This was so true in 2008, where the lowest income voters were actually more likely to support Romney than the income tier above them. In 2008 the wealth attack was used much less against Romney (back then the main issue was his flip-flops on social issues). In the 2012 campaign Romney has been criticized much more on the issue of wealth, and unsurprisingly the income divide in support has correspondingly increased.

The next question deals with political philosophy:

Political Philosophy Romney 2008 Romney 2012
Very Conservative 23% 14%
Somewhat Conservative 27% 32%
Moderate 26% 38%
Moderate vs. Very Conservative Gap 3% 24%

In 2008 Romney ran as the conservative religious candidate, attempting to win Iowa by running to the right of all the major candidates.

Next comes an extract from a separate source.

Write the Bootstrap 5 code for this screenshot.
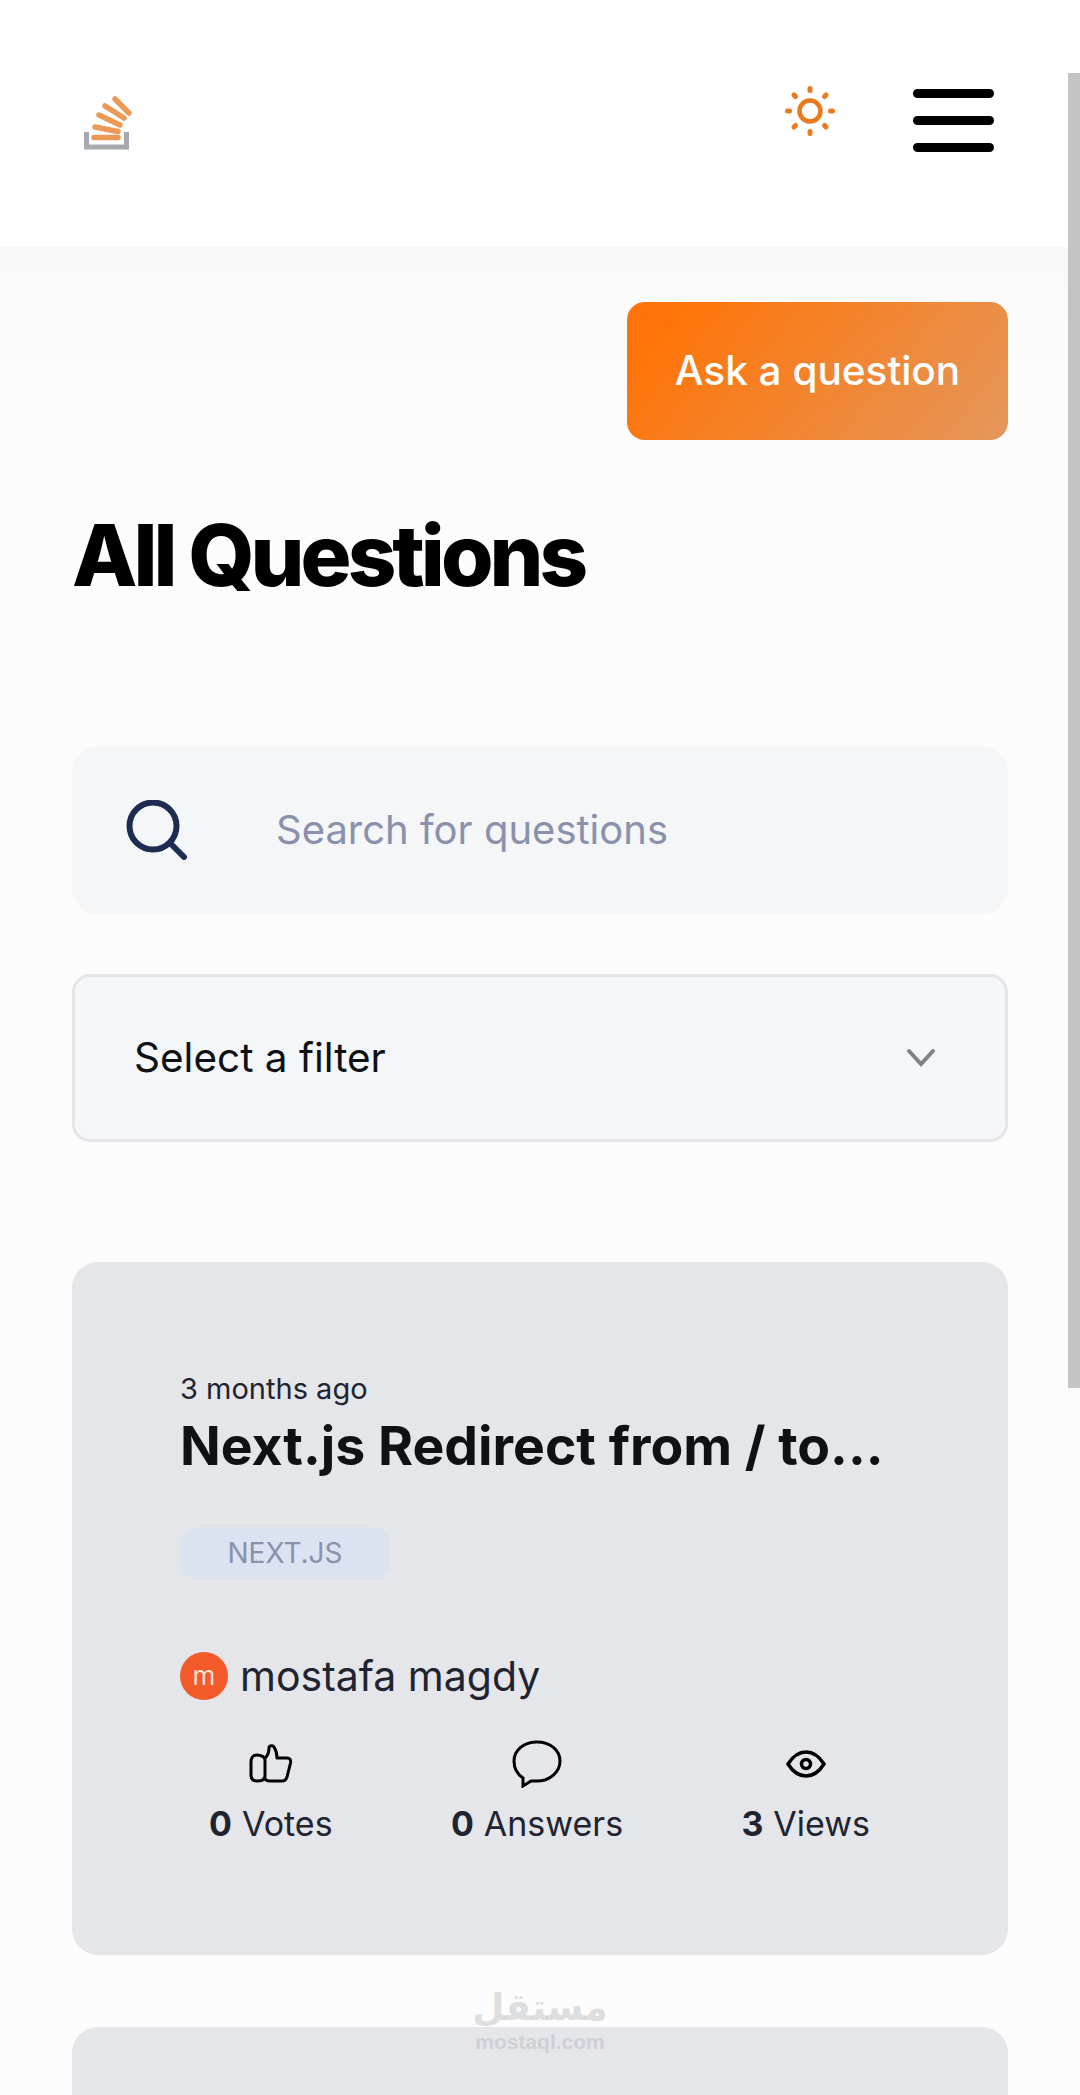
<!DOCTYPE html>
<html lang="en">
<head>
    <meta charset="UTF-8">
    <meta name="viewport" content="width=device-width, initial-scale=1.0">
    <title>All Questions</title>
    <link href="https://cdn.jsdelivr.net/npm/bootstrap@5.3.0/dist/css/bootstrap.min.css" rel="stylesheet">
    <style>
        html, body {
            height: 2095px;
            overflow: hidden;
        }
        body {
            font-family: Inter, "Noto Sans", sans-serif;
            font-variant-ligatures: none;
            background: linear-gradient(#f9f9f9 247px, #fcfcfc 400px);
            color: #1f2430;
        }
        .top-bar {
            height: 247px;
            padding: 86px 86px 0 84px;
            background: #fff;
        }
        .site-logo {
            margin-top: 8px;
            filter: blur(.5px);
        }
        .menu-btn {
            width: 81px;
            margin-left: 78px;
            gap: 18px;
            margin-top: 3px;
        }
        .menu-btn span {
            display: block;
            height: 9px;
            background: #000;
            border-radius: 5px;
        }
        .page-body {
            padding: 55px 72px 0;
        }
        .ask-btn {
            width: 381px;
            height: 138px;
            border: 0;
            border-radius: 18px;
            background: linear-gradient(129deg, #ff7408 10%, #e4975c 100%);
            color: #fff;
            font-size: 40.5px;
            font-weight: 500;
        }
        .page-title {
            margin: 60px 0 0;
            font-size: 85px;
            line-height: 112px;
            font-weight: 800;
            letter-spacing: -4px;
            color: #000;
        }
        .search-box {
            height: 168px;
            margin-top: 134px;
            padding-left: 54px;
            gap: 88px;
            border-radius: 26px;
            background: #f4f6f8;
            font-size: 40px;
            color: #8991ac;
        }
        .filter-box {
            height: 168px;
            margin-top: 60px;
            padding: 0 69px 0 59px;
            border: 3px solid #e3e5e8;
            border-radius: 18px;
            background: #f4f6f8;
            font-size: 40.5px;
            color: #0f1115;
        }
        .question-box {
            height: 693px;
            margin-top: 120px;
            padding: 109px 108px 0;
            border-radius: 26px;
            background: #e4e6ea;
        }
        .question-time {
            font-size: 29px;
            line-height: 36px;
        }
        .question-title {
            margin: 5px 0 0;
            font-size: 53.5px;
            line-height: 68px;
            font-weight: 700;
            color: #0f1115;
        }
        .tag-pill {
            width: 210px;
            height: 52px;
            margin-top: 47px;
            border-radius: 16px;
            background: #dce3f0;
            color: #8991ac;
            font-size: 28px;
        }
        .author-row {
            margin-top: 72px;
            gap: 12px;
            font-size: 41px;
            line-height: 50px;
        }
        .avatar-dot {
            width: 48px;
            height: 48px;
            border-radius: 50%;
            background: #f4592a;
            color: #fde3d8;
            font-size: 26px;
        }
        .stats-row {
            margin-top: 28px;
            padding: 0 30px 0 29px;
            font-size: 34px;
        }
        .stat-icon {
            height: 69px;
        }
        .stat-num {
            font-weight: 700;
            margin-right: 10px;
        }
        .next-box {
            height: 200px;
            margin-top: 72px;
            border-radius: 26px 26px 0 0;
            background: #e4e6ea;
        }
        .scroll-thumb {
            top: 73px;
            right: 0;
            width: 12px;
            height: 1315px;
            background: #c4c4c4;
        }
        .watermark {
            top: 1985px;
            left: 440px;
            width: 200px;
            color: rgba(170, 172, 178, .4);
            line-height: 1;
        }
        .watermark-ar {
            font-family: "DejaVu Sans", sans-serif;
            font-size: 37px;
            font-weight: 700;
            line-height: 46px;
        }
        .watermark-en {
            font-family: "Liberation Sans", sans-serif;
            font-size: 21px;
            font-weight: 700;
        }
    </style>
</head>
<body>
    <header class="top-bar d-flex align-items-start">
        <svg class="site-logo" width="50" height="56" viewBox="24 24 50 56" fill="none">
            <path d="M26.5 62V77H66.5V62" stroke="#a6a9b0" stroke-width="5"/>
            <g stroke="#ea9a55" stroke-width="5.5" stroke-linecap="round">
                <path d="M34 67.5H58"/>
                <path d="M35 57L58 61.5"/>
                <path d="M39 45L60 55"/>
                <path d="M45 36L64 48"/>
                <path d="M55 29L69 43"/>
            </g>
        </svg>
        <div class="ms-auto d-flex align-items-start">
            <svg width="50" height="50" viewBox="0 0 50 50" fill="none" stroke="#ea7a1c" stroke-linecap="round">
                <circle cx="25" cy="25" r="10.5" stroke-width="4.5"/>
                <g stroke-width="5">
                    <path d="M25 2.5V4.5"/><path d="M25 45.5V47.5"/>
                    <path d="M2.5 25H4.5"/><path d="M45.5 25H47.5"/>
                    <path d="M9 9L10.5 10.5"/><path d="M39.5 39.5L41 41"/>
                    <path d="M9 41L10.5 39.5"/><path d="M39.5 10.5L41 9"/>
                </g>
            </svg>
            <div class="menu-btn d-flex flex-column">
                <span></span><span></span><span></span>
            </div>
        </div>
    </header>

    <main class="page-body">
        <div class="d-flex justify-content-end">
            <button class="ask-btn" type="button">Ask a question</button>
        </div>
        <h1 class="page-title">All Questions</h1>

        <div class="search-box d-flex align-items-center">
            <svg width="62" height="60" viewBox="0 0 62 60" fill="none" stroke="#1f2c52" stroke-width="6" stroke-linecap="round">
                <circle cx="27" cy="26" r="23.5"/>
                <path d="M45 44L58 57"/>
            </svg>
            <span>Search for questions</span>
        </div>

        <div class="filter-box d-flex align-items-center justify-content-between">
            <span>Select a filter</span>
            <svg width="30" height="20" viewBox="0 0 30 20" fill="none" stroke="#808388" stroke-width="4" stroke-linecap="round">
                <path d="M3 3L15 16L27 3"/>
            </svg>
        </div>

        <article class="question-box">
            <div class="question-time">3 months ago</div>
            <h2 class="question-title">Next.js Redirect from / to...</h2>
            <div class="tag-pill d-flex align-items-center justify-content-center">NEXT.JS</div>
            <div class="author-row d-flex align-items-center">
                <span class="avatar-dot d-flex align-items-center justify-content-center">m</span>
                <span>mostafa magdy</span>
            </div>
            <div class="stats-row d-flex justify-content-between">
                <div class="text-center">
                    <div class="stat-icon d-flex align-items-center justify-content-center">
                        <svg width="44" height="39" viewBox="0 0 44 39" fill="none" stroke="#000" stroke-width="3" stroke-linejoin="round">
                            <path d="M8 11C4 11 2 14 2 18V31C2 35 4 37 8 37C13 37 16 36 16 32V16C16 13 12 11 8 11Z"/>
                            <path d="M15 15C19 12 20 7 20 4C20 1.5 24 1 25 3C27 6 28 10 28 14H38C41 14 42 16 41.5 19L38 33C37 36 36 37 33 37H21C18 37 16 36 15 33"/>
                        </svg>
                    </div>
                    <span class="stat-num">0</span>Votes
                </div>
                <div class="text-center">
                    <div class="stat-icon d-flex align-items-center justify-content-center">
                        <svg width="50" height="48" viewBox="0 0 50 48" fill="none" stroke="#000" stroke-width="3">
                            <path d="M11 46V38C5 34 2 28 2 21C2 10 12 2 25 2C38 2 48 10 48 21C48 32 38 41 25 41H19Z"/>
                        </svg>
                    </div>
                    <span class="stat-num">0</span>Answers
                </div>
                <div class="text-center">
                    <div class="stat-icon d-flex align-items-center justify-content-center">
                        <svg width="40" height="28" viewBox="0 0 40 28" fill="none" stroke="#000" stroke-width="3.5">
                            <path d="M2 14C7 6 13 2 20 2C27 2 33 6 38 14C33 22 27 26 20 26C13 26 7 22 2 14Z"/>
                            <circle cx="20" cy="14" r="4.5"/>
                        </svg>
                    </div>
                    <span class="stat-num">3</span>Views
                </div>
            </div>
        </article>

        <div class="next-box"></div>
    </main>

    <div class="scroll-thumb position-fixed"></div>
    <div class="watermark position-absolute text-center">
        <div class="watermark-ar" lang="ar" dir="rtl">مستقل</div>
        <div class="watermark-en">mostaql.com</div>
    </div>

    <script src="https://cdn.jsdelivr.net/npm/bootstrap@5.3.0/dist/js/bootstrap.bundle.min.js"></script>
</body>
</html>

His strategy backfired when Mike Huckabee began rising in the polls, and Romney actually did worst amongst very conservative voters that year. Still, 2008 didn’t really feature a big divide in support for Romney; all three numbers are pretty much within the margin-of-error.

In 2012 Romney ran as something quite different: a moderate, business-oriented Republican. Moderates were thus much more likely to support Romney in 2012. Conservatives, however, were turned off by the similarity of his Massachusetts health care plan to “Obamacare.” Their support, always lukewarm, plummeted. In 2012, the moderate-conservative gap thus tied the evangelical versus non-evangelical gap as the largest divide in support for Romney. Out of all the divides in support for Romney, this divide widened the most between 2008 and 2012.

The next table is a bit puzzling:

Party Affiliation Romney 2008 Romney 2012
Independent 19% 19%
Republican 26% 27%
Republican vs. Independent Support Gap 7% 8%

Republicans are more likely to support Romney than Independents. Unlike the case with most of the other questions, the gap in support hasn’t really widened since 2012. This is actually a strange result; it seems to contradict the fact that moderate voters are the most enamored of Romney. It also would suggest some weakness in the general election.

The next questions involves depth of support:

Opinion of Candidate You Support Romney 2008 Romney 2012
Strongly Favor 24% 22%
Some Reservations 26% 29%
Some Reservations vs. Strongly Favor Support Gap 2% 7%

Romney’s share of voters who strongly favor their candidate and his share of voters who favor their candidate with some reservations was essentially the same in 2008. In 2012 the gap has widened somewhat (a pattern that’s coming up again and again). This is perhaps not so surprising considering the many attacks that Romney has received since 2008.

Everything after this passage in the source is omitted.